> To do
Omit all pictures and transcribe only the lines in the entries below that run from the line with "Write a component" through the line with "import React from 'react';".

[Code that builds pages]
:::::
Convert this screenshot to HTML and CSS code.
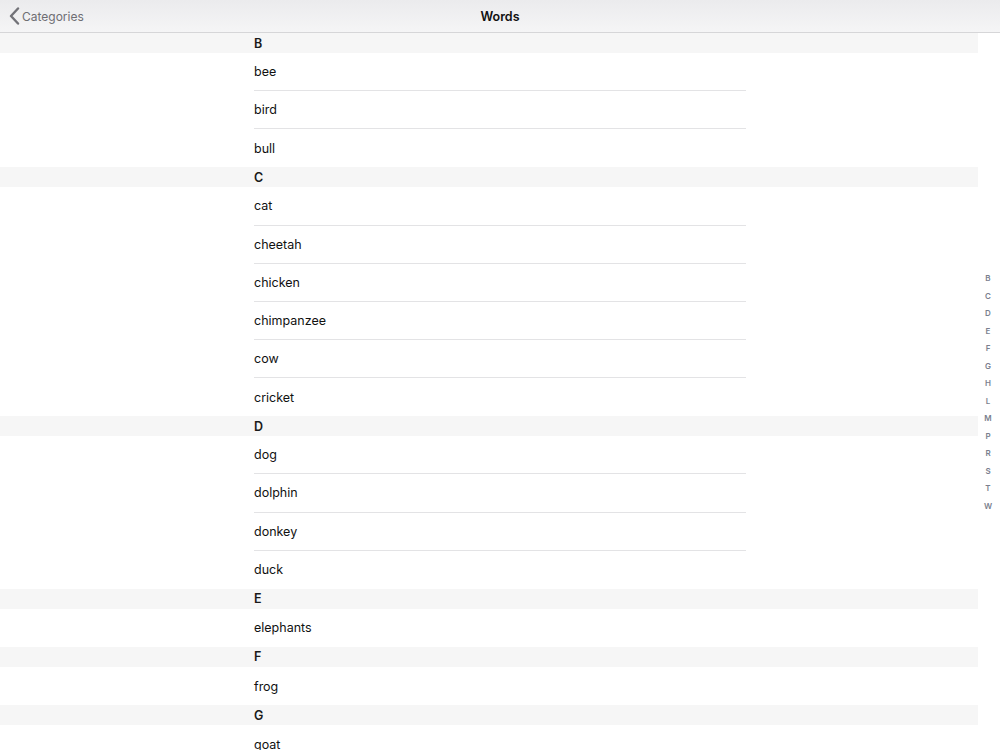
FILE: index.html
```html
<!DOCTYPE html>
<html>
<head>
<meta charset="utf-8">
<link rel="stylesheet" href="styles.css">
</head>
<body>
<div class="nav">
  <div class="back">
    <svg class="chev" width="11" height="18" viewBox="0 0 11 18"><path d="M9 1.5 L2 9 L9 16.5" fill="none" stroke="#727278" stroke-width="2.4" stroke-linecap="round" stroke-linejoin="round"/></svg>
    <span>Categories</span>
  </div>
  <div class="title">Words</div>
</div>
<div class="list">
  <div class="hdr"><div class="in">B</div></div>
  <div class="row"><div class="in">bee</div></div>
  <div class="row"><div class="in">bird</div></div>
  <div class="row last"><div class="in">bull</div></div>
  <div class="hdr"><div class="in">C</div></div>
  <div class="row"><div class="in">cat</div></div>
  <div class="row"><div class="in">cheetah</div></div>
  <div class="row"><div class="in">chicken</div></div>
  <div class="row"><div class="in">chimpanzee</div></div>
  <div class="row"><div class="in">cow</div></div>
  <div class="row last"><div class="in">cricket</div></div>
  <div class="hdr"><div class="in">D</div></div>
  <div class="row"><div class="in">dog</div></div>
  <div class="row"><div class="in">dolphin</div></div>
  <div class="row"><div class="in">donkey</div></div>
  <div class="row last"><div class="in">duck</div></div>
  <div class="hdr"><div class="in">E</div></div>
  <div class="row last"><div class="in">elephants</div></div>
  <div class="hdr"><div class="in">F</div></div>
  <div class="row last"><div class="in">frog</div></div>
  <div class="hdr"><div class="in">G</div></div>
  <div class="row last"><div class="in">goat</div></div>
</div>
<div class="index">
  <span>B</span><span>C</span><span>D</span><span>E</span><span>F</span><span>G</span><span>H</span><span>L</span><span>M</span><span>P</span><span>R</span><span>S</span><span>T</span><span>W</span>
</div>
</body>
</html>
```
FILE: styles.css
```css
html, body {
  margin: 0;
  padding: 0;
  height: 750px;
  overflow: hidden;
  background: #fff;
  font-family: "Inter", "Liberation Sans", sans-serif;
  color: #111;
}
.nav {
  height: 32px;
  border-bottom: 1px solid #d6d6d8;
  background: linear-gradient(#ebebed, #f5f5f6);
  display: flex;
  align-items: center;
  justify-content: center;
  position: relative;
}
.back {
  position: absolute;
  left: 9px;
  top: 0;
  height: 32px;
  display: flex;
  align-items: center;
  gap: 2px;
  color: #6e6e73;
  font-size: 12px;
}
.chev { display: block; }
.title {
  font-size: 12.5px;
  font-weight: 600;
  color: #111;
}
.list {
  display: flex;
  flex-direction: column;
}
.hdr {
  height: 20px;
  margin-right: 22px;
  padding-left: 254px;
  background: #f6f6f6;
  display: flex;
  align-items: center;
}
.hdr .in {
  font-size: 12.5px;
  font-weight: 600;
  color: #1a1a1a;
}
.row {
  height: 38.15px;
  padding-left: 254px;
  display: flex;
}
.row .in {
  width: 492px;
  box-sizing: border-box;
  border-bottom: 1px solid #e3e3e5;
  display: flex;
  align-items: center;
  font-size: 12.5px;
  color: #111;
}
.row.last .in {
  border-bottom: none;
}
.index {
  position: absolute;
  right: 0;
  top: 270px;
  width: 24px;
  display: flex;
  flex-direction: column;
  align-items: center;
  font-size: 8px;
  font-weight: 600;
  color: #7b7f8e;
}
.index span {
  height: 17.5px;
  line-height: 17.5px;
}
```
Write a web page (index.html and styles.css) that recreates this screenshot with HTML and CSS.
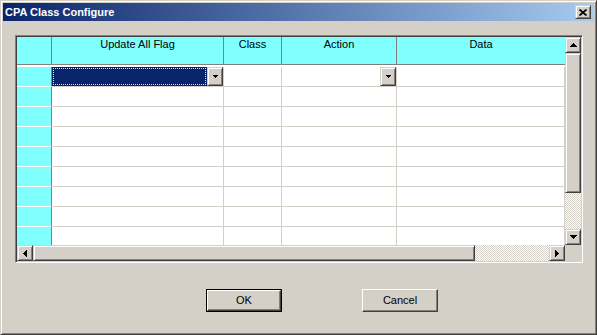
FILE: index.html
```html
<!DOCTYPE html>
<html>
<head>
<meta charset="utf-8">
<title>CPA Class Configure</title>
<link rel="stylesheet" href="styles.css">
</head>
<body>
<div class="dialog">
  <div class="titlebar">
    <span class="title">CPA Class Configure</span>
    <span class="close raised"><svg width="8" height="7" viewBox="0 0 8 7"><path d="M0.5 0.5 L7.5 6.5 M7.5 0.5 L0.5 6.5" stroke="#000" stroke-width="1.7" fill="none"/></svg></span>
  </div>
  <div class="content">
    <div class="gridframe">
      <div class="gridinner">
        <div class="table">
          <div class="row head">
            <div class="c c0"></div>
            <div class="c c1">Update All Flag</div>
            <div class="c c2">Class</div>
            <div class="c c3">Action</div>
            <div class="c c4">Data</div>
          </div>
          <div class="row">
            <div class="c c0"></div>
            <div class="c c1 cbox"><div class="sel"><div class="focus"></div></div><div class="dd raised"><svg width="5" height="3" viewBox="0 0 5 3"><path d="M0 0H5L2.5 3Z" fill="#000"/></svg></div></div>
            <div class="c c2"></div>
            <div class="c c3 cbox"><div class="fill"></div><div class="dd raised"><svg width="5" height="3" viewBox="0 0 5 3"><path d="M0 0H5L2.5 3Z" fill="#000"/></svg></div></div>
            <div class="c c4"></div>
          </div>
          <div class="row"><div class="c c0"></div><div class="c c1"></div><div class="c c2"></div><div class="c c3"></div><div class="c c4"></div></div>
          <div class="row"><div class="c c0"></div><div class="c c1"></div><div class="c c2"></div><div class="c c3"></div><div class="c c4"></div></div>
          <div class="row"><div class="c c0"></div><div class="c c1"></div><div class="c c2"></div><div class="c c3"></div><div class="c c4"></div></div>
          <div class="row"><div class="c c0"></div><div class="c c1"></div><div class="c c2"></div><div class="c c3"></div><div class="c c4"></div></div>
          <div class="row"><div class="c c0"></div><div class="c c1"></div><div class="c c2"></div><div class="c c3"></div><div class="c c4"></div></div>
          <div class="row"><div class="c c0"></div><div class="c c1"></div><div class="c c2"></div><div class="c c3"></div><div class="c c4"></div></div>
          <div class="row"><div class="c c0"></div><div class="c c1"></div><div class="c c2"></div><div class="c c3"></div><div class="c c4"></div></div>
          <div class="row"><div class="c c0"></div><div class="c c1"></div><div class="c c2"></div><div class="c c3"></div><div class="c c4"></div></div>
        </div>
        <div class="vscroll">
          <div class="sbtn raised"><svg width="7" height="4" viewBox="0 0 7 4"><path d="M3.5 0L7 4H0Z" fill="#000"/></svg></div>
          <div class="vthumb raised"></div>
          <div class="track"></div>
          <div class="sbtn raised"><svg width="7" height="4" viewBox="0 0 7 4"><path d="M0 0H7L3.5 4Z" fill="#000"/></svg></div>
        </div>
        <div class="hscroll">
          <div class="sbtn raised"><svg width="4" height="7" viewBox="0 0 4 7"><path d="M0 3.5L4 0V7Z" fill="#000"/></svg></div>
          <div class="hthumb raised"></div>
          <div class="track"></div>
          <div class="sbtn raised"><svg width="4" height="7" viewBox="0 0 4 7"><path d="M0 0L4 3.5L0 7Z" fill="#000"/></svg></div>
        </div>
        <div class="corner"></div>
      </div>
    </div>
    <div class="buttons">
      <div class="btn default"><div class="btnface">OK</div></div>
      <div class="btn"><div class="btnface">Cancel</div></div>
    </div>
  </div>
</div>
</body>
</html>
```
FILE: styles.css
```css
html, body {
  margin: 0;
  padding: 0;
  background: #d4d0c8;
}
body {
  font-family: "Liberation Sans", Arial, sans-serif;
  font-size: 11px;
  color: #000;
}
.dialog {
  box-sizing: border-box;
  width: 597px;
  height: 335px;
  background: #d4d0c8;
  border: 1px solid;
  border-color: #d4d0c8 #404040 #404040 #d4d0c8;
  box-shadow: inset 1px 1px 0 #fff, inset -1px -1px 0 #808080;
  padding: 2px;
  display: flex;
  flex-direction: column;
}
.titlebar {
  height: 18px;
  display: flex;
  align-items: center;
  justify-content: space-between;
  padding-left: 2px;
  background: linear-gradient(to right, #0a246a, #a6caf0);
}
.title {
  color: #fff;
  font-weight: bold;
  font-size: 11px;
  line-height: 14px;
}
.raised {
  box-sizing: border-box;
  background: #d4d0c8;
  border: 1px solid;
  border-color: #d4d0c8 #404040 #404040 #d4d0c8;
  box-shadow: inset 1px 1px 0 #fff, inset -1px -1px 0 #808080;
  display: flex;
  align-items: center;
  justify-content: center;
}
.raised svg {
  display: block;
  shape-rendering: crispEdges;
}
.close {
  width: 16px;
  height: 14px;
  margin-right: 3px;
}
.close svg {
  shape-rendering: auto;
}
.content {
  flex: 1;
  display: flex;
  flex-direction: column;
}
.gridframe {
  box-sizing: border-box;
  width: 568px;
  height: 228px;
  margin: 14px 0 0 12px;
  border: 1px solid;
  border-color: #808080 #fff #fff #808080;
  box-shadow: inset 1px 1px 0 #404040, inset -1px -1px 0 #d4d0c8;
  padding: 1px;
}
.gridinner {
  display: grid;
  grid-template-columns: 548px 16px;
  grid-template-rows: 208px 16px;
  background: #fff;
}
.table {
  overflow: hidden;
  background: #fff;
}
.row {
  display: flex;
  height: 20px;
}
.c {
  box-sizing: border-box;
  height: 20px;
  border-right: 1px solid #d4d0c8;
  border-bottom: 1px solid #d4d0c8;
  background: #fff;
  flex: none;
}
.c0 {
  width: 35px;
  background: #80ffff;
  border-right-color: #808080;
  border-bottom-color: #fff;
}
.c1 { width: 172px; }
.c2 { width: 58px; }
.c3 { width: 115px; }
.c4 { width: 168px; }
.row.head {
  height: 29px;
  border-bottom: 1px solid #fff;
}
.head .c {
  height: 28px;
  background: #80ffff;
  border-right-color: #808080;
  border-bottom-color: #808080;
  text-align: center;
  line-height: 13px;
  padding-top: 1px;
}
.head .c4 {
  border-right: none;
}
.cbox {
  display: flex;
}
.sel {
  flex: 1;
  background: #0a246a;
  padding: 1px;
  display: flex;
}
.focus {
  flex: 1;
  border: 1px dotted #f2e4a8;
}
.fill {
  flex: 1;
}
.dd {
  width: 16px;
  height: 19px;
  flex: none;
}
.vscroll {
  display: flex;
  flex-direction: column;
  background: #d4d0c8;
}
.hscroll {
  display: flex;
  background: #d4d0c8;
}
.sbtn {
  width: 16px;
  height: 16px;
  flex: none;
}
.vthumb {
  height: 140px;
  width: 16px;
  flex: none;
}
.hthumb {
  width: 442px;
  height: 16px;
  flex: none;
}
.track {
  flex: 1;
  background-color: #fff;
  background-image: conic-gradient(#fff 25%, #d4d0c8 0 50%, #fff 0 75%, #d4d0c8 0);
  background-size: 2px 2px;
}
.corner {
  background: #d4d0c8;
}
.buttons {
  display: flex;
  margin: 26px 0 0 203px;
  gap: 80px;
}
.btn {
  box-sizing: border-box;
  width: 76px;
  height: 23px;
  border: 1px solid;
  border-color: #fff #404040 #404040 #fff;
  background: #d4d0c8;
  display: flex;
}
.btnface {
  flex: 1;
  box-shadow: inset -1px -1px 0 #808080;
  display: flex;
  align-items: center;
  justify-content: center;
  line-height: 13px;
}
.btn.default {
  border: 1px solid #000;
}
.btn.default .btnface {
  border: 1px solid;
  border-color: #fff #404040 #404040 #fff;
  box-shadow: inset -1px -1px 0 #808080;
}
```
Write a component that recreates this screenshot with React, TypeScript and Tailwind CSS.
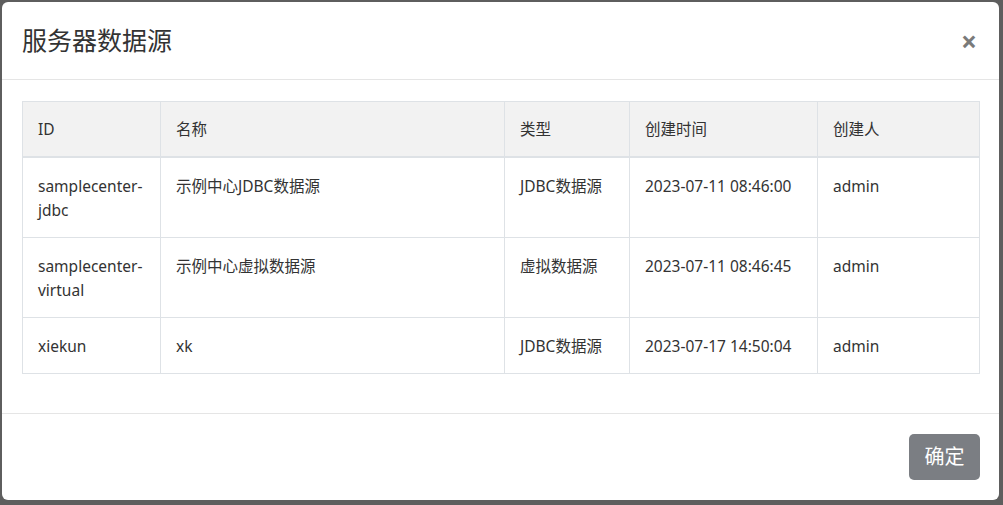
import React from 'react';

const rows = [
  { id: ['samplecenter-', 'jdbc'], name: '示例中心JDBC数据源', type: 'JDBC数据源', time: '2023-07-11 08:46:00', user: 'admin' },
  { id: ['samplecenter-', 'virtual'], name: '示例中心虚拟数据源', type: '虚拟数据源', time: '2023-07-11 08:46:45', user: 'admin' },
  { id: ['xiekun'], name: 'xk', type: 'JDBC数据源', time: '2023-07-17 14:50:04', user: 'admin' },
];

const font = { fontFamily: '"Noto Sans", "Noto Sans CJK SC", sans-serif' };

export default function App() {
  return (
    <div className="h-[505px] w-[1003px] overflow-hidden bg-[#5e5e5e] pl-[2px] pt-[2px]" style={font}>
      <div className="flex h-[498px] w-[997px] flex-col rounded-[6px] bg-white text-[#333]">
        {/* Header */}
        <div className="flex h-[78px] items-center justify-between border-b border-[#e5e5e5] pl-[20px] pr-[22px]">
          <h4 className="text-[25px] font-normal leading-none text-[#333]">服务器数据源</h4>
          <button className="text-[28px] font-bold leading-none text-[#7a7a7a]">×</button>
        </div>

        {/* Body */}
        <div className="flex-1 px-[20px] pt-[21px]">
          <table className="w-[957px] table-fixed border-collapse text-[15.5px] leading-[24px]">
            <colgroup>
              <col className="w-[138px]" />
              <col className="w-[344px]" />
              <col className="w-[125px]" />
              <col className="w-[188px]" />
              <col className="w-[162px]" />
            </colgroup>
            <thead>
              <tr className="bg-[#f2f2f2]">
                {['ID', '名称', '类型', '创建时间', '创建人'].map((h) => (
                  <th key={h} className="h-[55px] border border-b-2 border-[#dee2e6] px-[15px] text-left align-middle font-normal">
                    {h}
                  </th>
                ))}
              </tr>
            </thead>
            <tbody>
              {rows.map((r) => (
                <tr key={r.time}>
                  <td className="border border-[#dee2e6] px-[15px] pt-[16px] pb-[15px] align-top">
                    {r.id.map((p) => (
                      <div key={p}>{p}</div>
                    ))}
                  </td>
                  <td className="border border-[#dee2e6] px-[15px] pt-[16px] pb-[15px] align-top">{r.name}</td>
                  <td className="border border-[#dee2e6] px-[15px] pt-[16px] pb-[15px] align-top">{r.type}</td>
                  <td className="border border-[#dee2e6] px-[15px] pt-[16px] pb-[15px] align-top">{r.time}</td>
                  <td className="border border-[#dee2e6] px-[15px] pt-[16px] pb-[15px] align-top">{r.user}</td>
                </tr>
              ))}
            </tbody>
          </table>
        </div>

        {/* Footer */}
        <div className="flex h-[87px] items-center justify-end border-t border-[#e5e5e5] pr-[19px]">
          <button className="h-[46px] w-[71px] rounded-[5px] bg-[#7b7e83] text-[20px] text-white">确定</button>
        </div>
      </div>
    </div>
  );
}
:::::
> Exercise solution
Write a component that recreates this screenshot with React, TypeScript and Tailwind CSS.
import React from 'react';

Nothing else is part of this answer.